[feature] Support sink.committer-coordinator-operator.enabled#8372
[feature] Support sink.committer-coordinator-operator.enabled#8372fishfishfishfishaa wants to merge 3 commits into
Conversation
| TestContext context = createContext(); | ||
| writeRecords(context.inputDirectory, 0, 20); | ||
|
|
||
| // 先启动流作业并完成一次正常 checkpoint,确保 coordinator 已经完成一次提交。 |
… comment & e2e time out set 180
ifndef-SleePy
left a comment
There was a problem hiding this comment.
Thanks for contributing. I went through this revision roughly. There are several architectural design issues.
1. Writer checkpoint processing is still coupled with coordinator response
The writer still waits synchronously for the coordinator during checkpoint processing. This puts JM-side latency back on the writer checkpoint path and can become a serious bottleneck for large-parallelism streaming jobs.
2. The failover protocol is too complex and still has coordinator recovery bugs
This PR introduces many extra protocol states to handle failover issues. I am not sure I fully understand all these behaviors, but I think it is hard to cover all corner cases when checkpoint completion/abort, writer task failover, and
JM/coordinator failover happen at the same time.
However, I am pretty sure the coordinator start() and resetToCheckpoint() lifecycle is not correct when global failover happens. I think it should be easy to reproduce the bug by running a streaming job with checkpointing enabled and killing
the JM after some checkpoints have completed successfully. The OperatorCoordinator failover scenario is much more complex than the assumption made in this PR.
3. Coordinator state does not include CommitListener state
The coordinator checkpoint state only persists commitUser. Once commit runs in the coordinator, the CommitListener state also belongs to the coordinator side, but it is not persisted in the coordinator state.
| new SerializedValue<CoordinationRequest>(request); | ||
| FileInfoReceivedResponse response = | ||
| CoordinationResponseUtils.unwrap( | ||
| gateway.sendRequestToCoordinator(operatorId, serializedRequest).get()); |
There was a problem hiding this comment.
This is a synchronous call on the writer side. The writer thread will block here until the coordinator processes the request and returns the ACK.
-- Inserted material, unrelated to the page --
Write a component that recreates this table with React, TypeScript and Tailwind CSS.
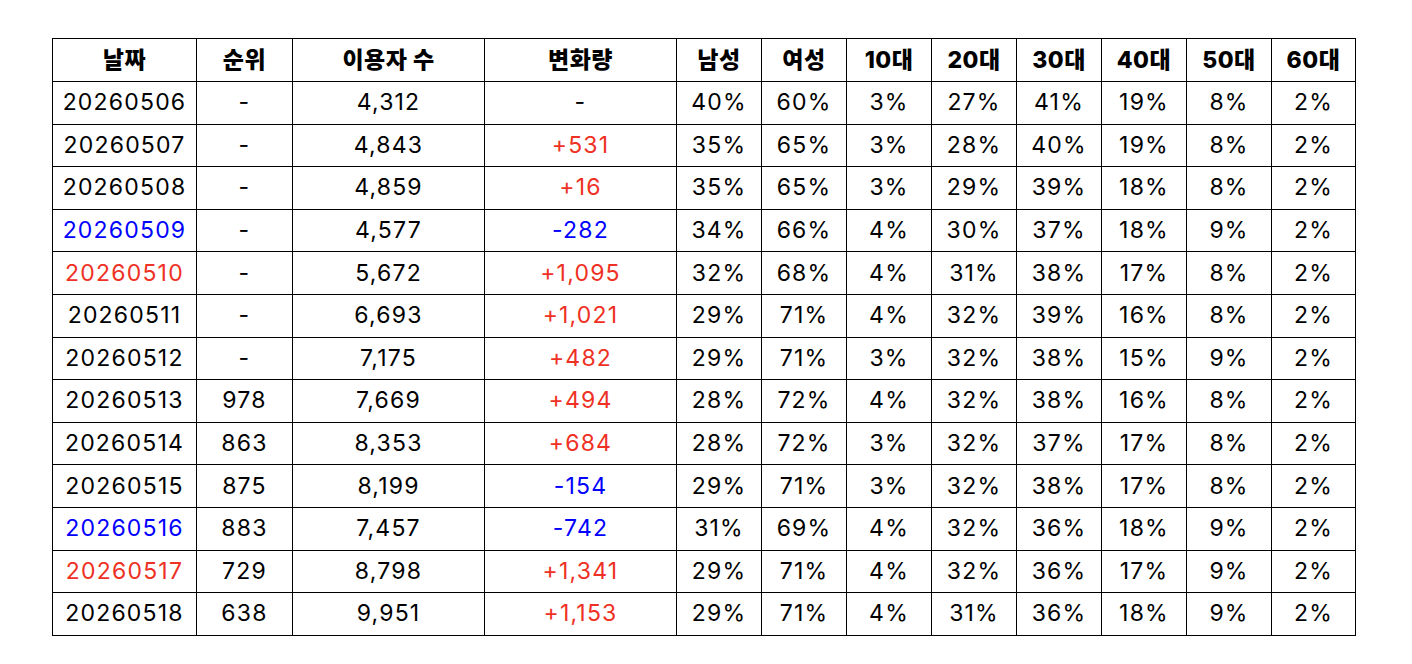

In high-parallelism jobs, this can become a serious performance bottleneck because checkpoint processing now depends on a synchronous JM-side request/response path.
| freshInstance = false; | ||
| LOG.info("PWC snapshot commitUser={}, checkpointId={}", commitUser, checkpointId); | ||
| checkState(commitUser != null, "PWC has not been started."); | ||
| result.complete(serializeCoordinatorState(commitUser)); |
There was a problem hiding this comment.
The coordinator checkpoint state only contains commitUser. Any committer/listener state owned by the coordinator-side committer is not persisted here.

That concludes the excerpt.